╭─ Given material

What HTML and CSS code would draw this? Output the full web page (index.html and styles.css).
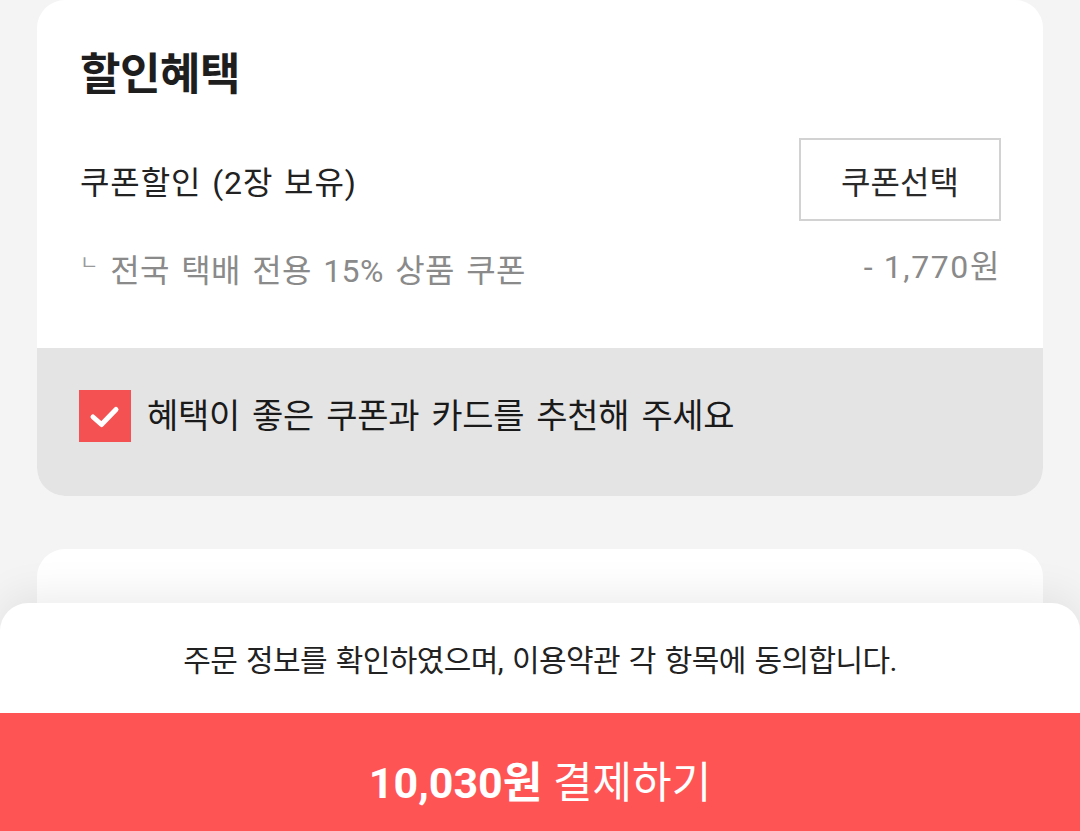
FILE: index.html
```html
<!DOCTYPE html>
<html lang="ko">
<head>
<meta charset="utf-8">
<link rel="stylesheet" href="styles.css">
</head>
<body>
<main class="page">
  <section class="card">
    <div class="card-body">
      <h2 class="title">할인혜택</h2>
      <div class="coupon-row">
        <span class="coupon-label">쿠폰할인 (2장 보유)</span>
        <button class="coupon-btn" type="button">쿠폰선택</button>
      </div>
      <div class="coupon-detail">
        <span class="detail-name"><span class="corner">ㄴ</span> 전국 택배 전용 15% 상품 쿠폰</span>
        <span class="detail-amount">- 1,770원</span>
      </div>
    </div>
    <div class="recommend">
      <span class="checkbox">
        <svg viewBox="0 0 52 52" width="52" height="52" aria-hidden="true">
          <path d="M14 27 L22.5 34.5 L37 19.5" fill="none" stroke="#fff" stroke-width="5" stroke-linecap="round" stroke-linejoin="round"/>
        </svg>
      </span>
      <span class="recommend-text">혜택이 좋은 쿠폰과 카드를 추천해 주세요</span>
    </div>
  </section>
  <section class="card card-next"></section>
</main>
<footer class="sheet">
  <p class="agree">주문 정보를 확인하였으며, 이용약관 각 항목에 동의합니다.</p>
  <button class="pay-btn" type="button"><strong>10,030원</strong> 결제하기</button>
</footer>
</body>
</html>
```
FILE: styles.css
```css
* { box-sizing: border-box; }
html, body { margin: 0; padding: 0; }
body {
  background: #f4f4f4;
  font-family: Roboto, "Noto Sans CJK KR", sans-serif;
  color: #1c1c1c;
  width: 1080px;
  height: 831px;
  overflow: hidden;
  position: relative;
}
.page {
  padding: 0 37px;
  display: flex;
  flex-direction: column;
  gap: 53px;
}
.card {
  background: #fff;
  border-radius: 28px;
  overflow: hidden;
}
.card-body {
  padding: 40px 42px 0 43px;
  height: 348px;
}
.title {
  margin: 0;
  font-size: 44px;
  font-weight: 700;
  line-height: 70px;
  color: #1e1e1e;
  letter-spacing: -0.5px;
}
.coupon-row {
  margin-top: 28px;
  display: flex;
  justify-content: space-between;
  align-items: center;
}
.coupon-label {
  font-size: 32px;
  color: #222;
  letter-spacing: 0.9px;
  word-spacing: 2px;
}
.coupon-btn {
  width: 202px;
  height: 83px;
  border: 2px solid #d2d2d2;
  background: #fff;
  font-family: inherit;
  font-size: 32px;
  color: #2a2a2a;
  padding: 0;
}
.coupon-detail {
  margin-top: 17px;
  display: flex;
  justify-content: space-between;
  align-items: center;
  font-size: 32px;
  color: #8a8a8a;
  line-height: 50px;
}
.detail-name {
  word-spacing: 3px;
  letter-spacing: 0.4px;
}
.corner {
  font-size: 20px;
  vertical-align: 12px;
  color: #9a9a9a;
}
.detail-amount {
  letter-spacing: 1.6px;
}
.recommend {
  background: #e4e4e4;
  height: 148px;
  display: flex;
  align-items: flex-start;
  gap: 16px;
  padding: 42px 42px 0;
}
.checkbox {
  width: 52px;
  height: 52px;
  background: #f45252;
  display: flex;
  flex: none;
}
.recommend-text {
  font-size: 34px;
  line-height: 52px;
  color: #1a1a1a;
  letter-spacing: -0.3px;
  word-spacing: 4px;
}
.card-next {
  height: 120px;
}
.sheet {
  position: absolute;
  left: 0;
  right: 0;
  bottom: 0;
  height: 228px;
  background: #fff;
  border-radius: 28px 28px 0 0;
  box-shadow: 0 -8px 40px rgba(0, 0, 0, 0.08);
  display: flex;
  flex-direction: column;
}
.agree {
  margin: 0;
  height: 110px;
  display: flex;
  align-items: center;
  justify-content: center;
  font-size: 30px;
  color: #222;
  letter-spacing: -0.6px;
  word-spacing: 2px;
}
.pay-btn {
  flex: 1;
  border: 0;
  background: #ff5454;
  color: #fff;
  font-family: inherit;
  font-size: 43px;
  font-weight: 400;
  padding: 14px 0 0;
}
.pay-btn strong { font-weight: 700; }
```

╰─

* Short task *
Your answer should be a single number: the count of lines that contain "index".

* Result of this exercise *
2